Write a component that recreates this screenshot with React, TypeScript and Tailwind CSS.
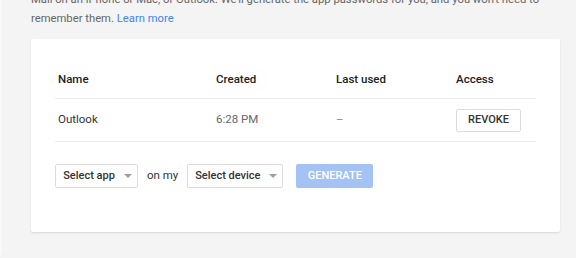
function Caret() {
  return (
    <svg width="8" height="4" viewBox="0 0 8 4" className="ml-[9px]">
      <path d="M0 0h8L4 4z" fill="#9e9e9e" />
    </svg>
  );
}

function SelectButton({ label, width }: { label: string; width: string }) {
  return (
    <button
      className={`flex h-[24px] items-center justify-center rounded-[2px] border border-[#dcdcdc] bg-white pl-[2px] text-[11px] font-medium text-[#333] ${width}`}
    >
      {label}
      <Caret />
    </button>
  );
}

export default function App() {
  return (
    <div className="h-[258px] w-[576px] overflow-hidden bg-[#f4f4f4] font-['Roboto',sans-serif]">
      <div className="h-[255px] overflow-hidden border-l-[2px] border-[#f8f8f8] pl-[29px]">
        {/* Intro text */}
        <p className="-mt-[10px] w-[530px] text-[11.25px] leading-[19px] text-[#666]">
          Mail on an iPhone or Mac, or Outlook. We'll generate the app passwords for you, and you won't need to
          <br />
          remember them. <span className="text-[#4285f4]">Learn more</span>
        </p>

        {/* Card */}
        <div className="mt-[11px] w-[529px] rounded-[2px] bg-white px-[24px] pb-[44px] pt-[22px] shadow-[0_1px_2px_rgba(0,0,0,0.12)]">
          <div className="grid grid-cols-[158px_120px_120px_1fr] border-b border-[#ebebeb] pl-[3px] text-[11.5px] font-medium text-[#222]">
            <div className="flex h-[37px] items-center">Name</div>
            <div className="flex h-[37px] items-center">Created</div>
            <div className="flex h-[37px] items-center">Last used</div>
            <div className="flex h-[37px] items-center">Access</div>
          </div>
          <div className="grid grid-cols-[158px_120px_120px_1fr] border-b border-[#ebebeb] pl-[3px] text-[11.5px]">
            <div className="flex h-[42px] items-center text-[#333]">Outlook</div>
            <div className="flex h-[42px] items-center text-[#666]">6:28 PM</div>
            <div className="flex h-[42px] items-center text-[#888]">–</div>
            <div className="flex h-[42px] items-center">
              <button className="flex h-[23px] w-[65px] items-center justify-center rounded-[2px] border border-[#dcdcdc] bg-white text-[11px] font-medium text-[#333]">
                REVOKE
              </button>
            </div>
          </div>

          <div className="mt-[22px] flex items-center text-[11.5px]">
            <SelectButton label="Select app" width="w-[83px]" />
            <span className="mx-[9px] text-[#333]">on my</span>
            <SelectButton label="Select device" width="w-[96px]" />
            <button className="ml-[13px] flex h-[24px] w-[77px] items-center justify-center rounded-[2px] bg-[#a4c2f4] text-[11px] font-medium text-white">
              GENERATE
            </button>
          </div>
        </div>
      </div>
    </div>
  );
}
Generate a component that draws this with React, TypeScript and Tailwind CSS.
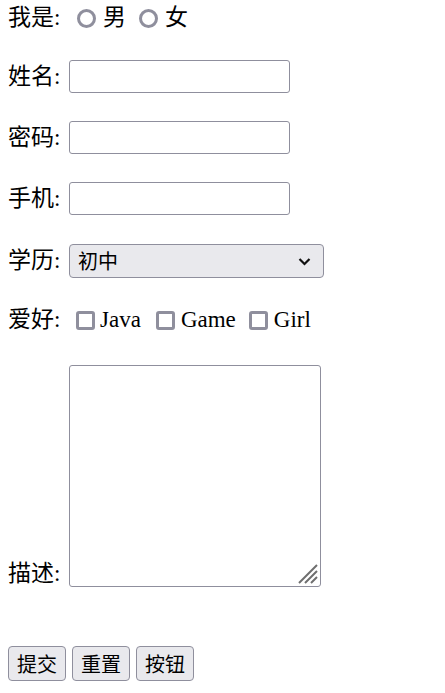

### Your instructions
Copy each line holding the word "that" from the listing above.

### Complete response
Write a component that recreates this screenshot with React, TypeScript and Tailwind CSS.
Generate a component that draws this with React, TypeScript and Tailwind CSS.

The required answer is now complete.